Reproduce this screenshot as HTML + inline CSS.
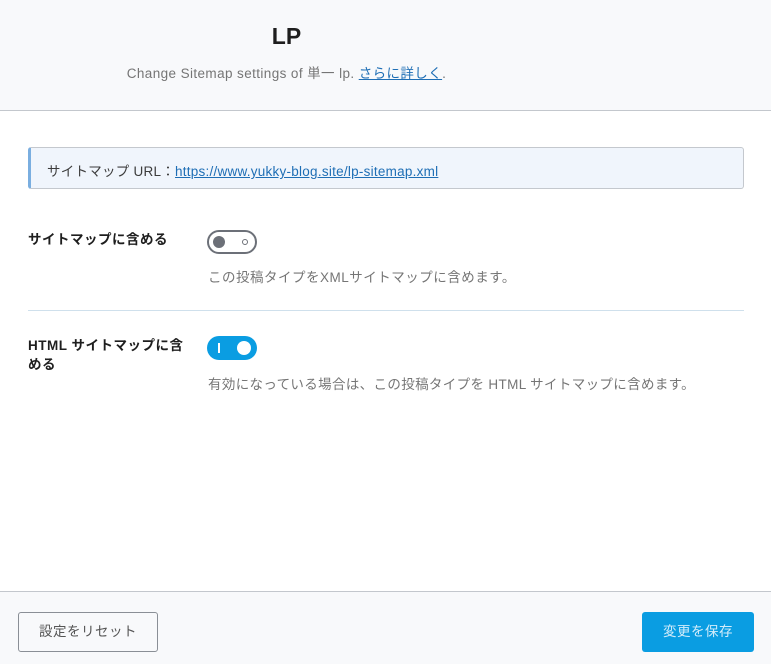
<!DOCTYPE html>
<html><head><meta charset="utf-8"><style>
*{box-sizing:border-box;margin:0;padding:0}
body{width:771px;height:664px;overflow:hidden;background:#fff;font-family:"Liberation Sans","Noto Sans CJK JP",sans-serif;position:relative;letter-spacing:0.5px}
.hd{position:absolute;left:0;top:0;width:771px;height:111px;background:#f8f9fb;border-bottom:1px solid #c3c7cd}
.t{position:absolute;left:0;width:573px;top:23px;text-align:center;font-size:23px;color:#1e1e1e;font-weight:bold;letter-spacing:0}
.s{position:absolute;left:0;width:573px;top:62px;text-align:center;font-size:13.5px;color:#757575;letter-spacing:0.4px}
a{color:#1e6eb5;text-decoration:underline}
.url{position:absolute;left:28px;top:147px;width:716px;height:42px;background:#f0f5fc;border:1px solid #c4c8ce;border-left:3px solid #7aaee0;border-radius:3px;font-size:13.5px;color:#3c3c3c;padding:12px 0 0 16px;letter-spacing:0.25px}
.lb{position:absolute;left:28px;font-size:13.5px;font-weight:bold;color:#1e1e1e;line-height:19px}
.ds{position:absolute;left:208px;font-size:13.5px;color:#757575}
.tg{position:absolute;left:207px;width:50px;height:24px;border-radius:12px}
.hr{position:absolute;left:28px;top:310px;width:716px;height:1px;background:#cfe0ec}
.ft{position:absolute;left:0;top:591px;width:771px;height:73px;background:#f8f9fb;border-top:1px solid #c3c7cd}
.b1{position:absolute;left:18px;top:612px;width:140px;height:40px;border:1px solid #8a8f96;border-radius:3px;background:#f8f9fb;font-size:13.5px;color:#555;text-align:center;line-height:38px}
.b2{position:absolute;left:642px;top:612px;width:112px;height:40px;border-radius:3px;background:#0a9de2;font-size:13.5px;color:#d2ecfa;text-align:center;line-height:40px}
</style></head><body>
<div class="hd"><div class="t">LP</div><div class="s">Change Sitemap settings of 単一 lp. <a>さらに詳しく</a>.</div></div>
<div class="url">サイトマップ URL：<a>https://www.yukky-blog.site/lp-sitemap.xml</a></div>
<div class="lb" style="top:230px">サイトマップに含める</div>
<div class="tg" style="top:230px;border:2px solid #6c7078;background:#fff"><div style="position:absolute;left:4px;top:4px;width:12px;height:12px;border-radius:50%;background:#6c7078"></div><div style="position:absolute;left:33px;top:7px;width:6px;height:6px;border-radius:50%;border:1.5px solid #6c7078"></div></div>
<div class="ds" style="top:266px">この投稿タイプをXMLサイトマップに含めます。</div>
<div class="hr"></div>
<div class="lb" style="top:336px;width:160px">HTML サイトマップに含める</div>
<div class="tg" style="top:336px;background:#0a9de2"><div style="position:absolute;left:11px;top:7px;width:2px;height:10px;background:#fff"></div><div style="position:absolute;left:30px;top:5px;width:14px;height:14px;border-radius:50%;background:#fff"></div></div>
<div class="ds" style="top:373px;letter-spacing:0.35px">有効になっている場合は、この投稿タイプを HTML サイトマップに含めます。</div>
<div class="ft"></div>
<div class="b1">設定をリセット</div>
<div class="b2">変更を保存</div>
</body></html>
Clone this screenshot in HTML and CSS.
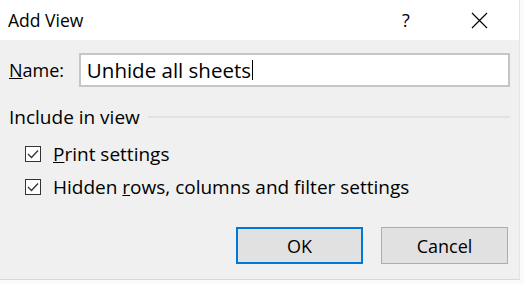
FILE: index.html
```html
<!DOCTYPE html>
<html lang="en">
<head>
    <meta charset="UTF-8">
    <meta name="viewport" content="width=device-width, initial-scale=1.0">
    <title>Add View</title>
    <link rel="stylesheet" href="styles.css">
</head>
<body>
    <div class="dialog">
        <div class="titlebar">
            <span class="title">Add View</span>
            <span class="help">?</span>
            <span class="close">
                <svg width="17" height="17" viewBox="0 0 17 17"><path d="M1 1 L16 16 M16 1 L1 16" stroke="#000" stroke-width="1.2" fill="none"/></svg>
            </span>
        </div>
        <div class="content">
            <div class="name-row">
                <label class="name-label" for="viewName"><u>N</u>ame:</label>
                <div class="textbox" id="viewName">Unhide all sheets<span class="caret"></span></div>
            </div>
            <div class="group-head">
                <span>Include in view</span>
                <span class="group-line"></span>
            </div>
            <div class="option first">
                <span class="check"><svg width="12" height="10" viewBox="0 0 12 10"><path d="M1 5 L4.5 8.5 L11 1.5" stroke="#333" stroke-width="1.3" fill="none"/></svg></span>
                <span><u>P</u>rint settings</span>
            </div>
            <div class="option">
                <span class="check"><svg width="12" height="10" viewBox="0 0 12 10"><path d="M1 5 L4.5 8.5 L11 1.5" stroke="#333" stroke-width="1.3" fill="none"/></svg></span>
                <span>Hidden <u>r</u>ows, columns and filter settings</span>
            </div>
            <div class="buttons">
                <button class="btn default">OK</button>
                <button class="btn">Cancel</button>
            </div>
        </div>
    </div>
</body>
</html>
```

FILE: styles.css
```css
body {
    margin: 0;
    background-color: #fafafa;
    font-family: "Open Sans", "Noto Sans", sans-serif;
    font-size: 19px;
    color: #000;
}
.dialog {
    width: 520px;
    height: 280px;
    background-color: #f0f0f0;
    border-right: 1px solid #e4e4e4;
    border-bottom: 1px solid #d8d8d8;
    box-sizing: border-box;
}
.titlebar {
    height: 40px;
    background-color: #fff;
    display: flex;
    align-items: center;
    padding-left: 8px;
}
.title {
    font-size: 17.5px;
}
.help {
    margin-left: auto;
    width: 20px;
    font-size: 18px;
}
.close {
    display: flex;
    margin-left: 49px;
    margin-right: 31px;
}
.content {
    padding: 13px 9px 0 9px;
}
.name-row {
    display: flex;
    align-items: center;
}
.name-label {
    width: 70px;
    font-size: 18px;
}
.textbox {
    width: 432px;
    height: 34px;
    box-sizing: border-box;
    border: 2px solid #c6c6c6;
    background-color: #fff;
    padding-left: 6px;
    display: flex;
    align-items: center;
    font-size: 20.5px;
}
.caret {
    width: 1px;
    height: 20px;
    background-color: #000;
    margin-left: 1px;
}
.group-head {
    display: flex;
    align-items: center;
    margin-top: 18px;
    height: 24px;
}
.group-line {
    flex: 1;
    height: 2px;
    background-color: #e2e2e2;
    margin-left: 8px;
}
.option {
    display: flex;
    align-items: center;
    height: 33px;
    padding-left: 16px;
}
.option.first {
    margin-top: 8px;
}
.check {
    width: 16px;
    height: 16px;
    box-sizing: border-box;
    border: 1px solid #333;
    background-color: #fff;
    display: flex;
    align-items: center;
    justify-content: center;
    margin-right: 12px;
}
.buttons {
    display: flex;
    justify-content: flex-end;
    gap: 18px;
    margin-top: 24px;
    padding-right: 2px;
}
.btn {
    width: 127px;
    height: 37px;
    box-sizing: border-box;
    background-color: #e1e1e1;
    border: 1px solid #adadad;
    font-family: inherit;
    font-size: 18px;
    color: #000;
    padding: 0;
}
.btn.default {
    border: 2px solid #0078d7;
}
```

What is asked. Repeat the material above verbatim. Leave the pictures behind.

Completed task.
Reproduce this screenshot as HTML + inline CSS.
<!DOCTYPE html>
<html><head><meta charset="utf-8"><style>
*{box-sizing:border-box;margin:0;padding:0}
body{width:771px;height:664px;overflow:hidden;background:#fff;font-family:"Liberation Sans","Noto Sans CJK JP",sans-serif;position:relative;letter-spacing:0.5px}
.hd{position:absolute;left:0;top:0;width:771px;height:111px;background:#f8f9fb;border-bottom:1px solid #c3c7cd}
.t{position:absolute;left:0;width:573px;top:23px;text-align:center;font-size:23px;color:#1e1e1e;font-weight:bold;letter-spacing:0}
.s{position:absolute;left:0;width:573px;top:62px;text-align:center;font-size:13.5px;color:#757575;letter-spacing:0.4px}
a{color:#1e6eb5;text-decoration:underline}
.url{position:absolute;left:28px;top:147px;width:716px;height:42px;background:#f0f5fc;border:1px solid #c4c8ce;border-left:3px solid #7aaee0;border-radius:3px;font-size:13.5px;color:#3c3c3c;padding:12px 0 0 16px;letter-spacing:0.25px}
.lb{position:absolute;left:28px;font-size:13.5px;font-weight:bold;color:#1e1e1e;line-height:19px}
.ds{position:absolute;left:208px;font-size:13.5px;color:#757575}
.tg{position:absolute;left:207px;width:50px;height:24px;border-radius:12px}
.hr{position:absolute;left:28px;top:310px;width:716px;height:1px;background:#cfe0ec}
.ft{position:absolute;left:0;top:591px;width:771px;height:73px;background:#f8f9fb;border-top:1px solid #c3c7cd}
.b1{position:absolute;left:18px;top:612px;width:140px;height:40px;border:1px solid #8a8f96;border-radius:3px;background:#f8f9fb;font-size:13.5px;color:#555;text-align:center;line-height:38px}
.b2{position:absolute;left:642px;top:612px;width:112px;height:40px;border-radius:3px;background:#0a9de2;font-size:13.5px;color:#d2ecfa;text-align:center;line-height:40px}
</style></head><body>
<div class="hd"><div class="t">LP</div><div class="s">Change Sitemap settings of 単一 lp. <a>さらに詳しく</a>.</div></div>
<div class="url">サイトマップ URL：<a>https://www.yukky-blog.site/lp-sitemap.xml</a></div>
<div class="lb" style="top:230px">サイトマップに含める</div>
<div class="tg" style="top:230px;border:2px solid #6c7078;background:#fff"><div style="position:absolute;left:4px;top:4px;width:12px;height:12px;border-radius:50%;background:#6c7078"></div><div style="position:absolute;left:33px;top:7px;width:6px;height:6px;border-radius:50%;border:1.5px solid #6c7078"></div></div>
<div class="ds" style="top:266px">この投稿タイプをXMLサイトマップに含めます。</div>
<div class="hr"></div>
<div class="lb" style="top:336px;width:160px">HTML サイトマップに含める</div>
<div class="tg" style="top:336px;background:#0a9de2"><div style="position:absolute;left:11px;top:7px;width:2px;height:10px;background:#fff"></div><div style="position:absolute;left:30px;top:5px;width:14px;height:14px;border-radius:50%;background:#fff"></div></div>
<div class="ds" style="top:373px;letter-spacing:0.35px">有効になっている場合は、この投稿タイプを HTML サイトマップに含めます。</div>
<div class="ft"></div>
<div class="b1">設定をリセット</div>
<div class="b2">変更を保存</div>
</body></html>
Clone this screenshot in HTML and CSS.
FILE: index.html
```html
<!DOCTYPE html>
<html lang="en">
<head>
    <meta charset="UTF-8">
    <meta name="viewport" content="width=device-width, initial-scale=1.0">
    <title>Add View</title>
    <link rel="stylesheet" href="styles.css">
</head>
<body>
    <div class="dialog">
        <div class="titlebar">
            <span class="title">Add View</span>
            <span class="help">?</span>
            <span class="close">
                <svg width="17" height="17" viewBox="0 0 17 17"><path d="M1 1 L16 16 M16 1 L1 16" stroke="#000" stroke-width="1.2" fill="none"/></svg>
            </span>
        </div>
        <div class="content">
            <div class="name-row">
                <label class="name-label" for="viewName"><u>N</u>ame:</label>
                <div class="textbox" id="viewName">Unhide all sheets<span class="caret"></span></div>
            </div>
            <div class="group-head">
                <span>Include in view</span>
                <span class="group-line"></span>
            </div>
            <div class="option first">
                <span class="check"><svg width="12" height="10" viewBox="0 0 12 10"><path d="M1 5 L4.5 8.5 L11 1.5" stroke="#333" stroke-width="1.3" fill="none"/></svg></span>
                <span><u>P</u>rint settings</span>
            </div>
            <div class="option">
                <span class="check"><svg width="12" height="10" viewBox="0 0 12 10"><path d="M1 5 L4.5 8.5 L11 1.5" stroke="#333" stroke-width="1.3" fill="none"/></svg></span>
                <span>Hidden <u>r</u>ows, columns and filter settings</span>
            </div>
            <div class="buttons">
                <button class="btn default">OK</button>
                <button class="btn">Cancel</button>
            </div>
        </div>
    </div>
</body>
</html>
```

FILE: styles.css
```css
body {
    margin: 0;
    background-color: #fafafa;
    font-family: "Open Sans", "Noto Sans", sans-serif;
    font-size: 19px;
    color: #000;
}
.dialog {
    width: 520px;
    height: 280px;
    background-color: #f0f0f0;
    border-right: 1px solid #e4e4e4;
    border-bottom: 1px solid #d8d8d8;
    box-sizing: border-box;
}
.titlebar {
    height: 40px;
    background-color: #fff;
    display: flex;
    align-items: center;
    padding-left: 8px;
}
.title {
    font-size: 17.5px;
}
.help {
    margin-left: auto;
    width: 20px;
    font-size: 18px;
}
.close {
    display: flex;
    margin-left: 49px;
    margin-right: 31px;
}
.content {
    padding: 13px 9px 0 9px;
}
.name-row {
    display: flex;
    align-items: center;
}
.name-label {
    width: 70px;
    font-size: 18px;
}
.textbox {
    width: 432px;
    height: 34px;
    box-sizing: border-box;
    border: 2px solid #c6c6c6;
    background-color: #fff;
    padding-left: 6px;
    display: flex;
    align-items: center;
    font-size: 20.5px;
}
.caret {
    width: 1px;
    height: 20px;
    background-color: #000;
    margin-left: 1px;
}
.group-head {
    display: flex;
    align-items: center;
    margin-top: 18px;
    height: 24px;
}
.group-line {
    flex: 1;
    height: 2px;
    background-color: #e2e2e2;
    margin-left: 8px;
}
.option {
    display: flex;
    align-items: center;
    height: 33px;
    padding-left: 16px;
}
.option.first {
    margin-top: 8px;
}
.check {
    width: 16px;
    height: 16px;
    box-sizing: border-box;
    border: 1px solid #333;
    background-color: #fff;
    display: flex;
    align-items: center;
    justify-content: center;
    margin-right: 12px;
}
.buttons {
    display: flex;
    justify-content: flex-end;
    gap: 18px;
    margin-top: 24px;
    padding-right: 2px;
}
.btn {
    width: 127px;
    height: 37px;
    box-sizing: border-box;
    background-color: #e1e1e1;
    border: 1px solid #adadad;
    font-family: inherit;
    font-size: 18px;
    color: #000;
    padding: 0;
}
.btn.default {
    border: 2px solid #0078d7;
}
```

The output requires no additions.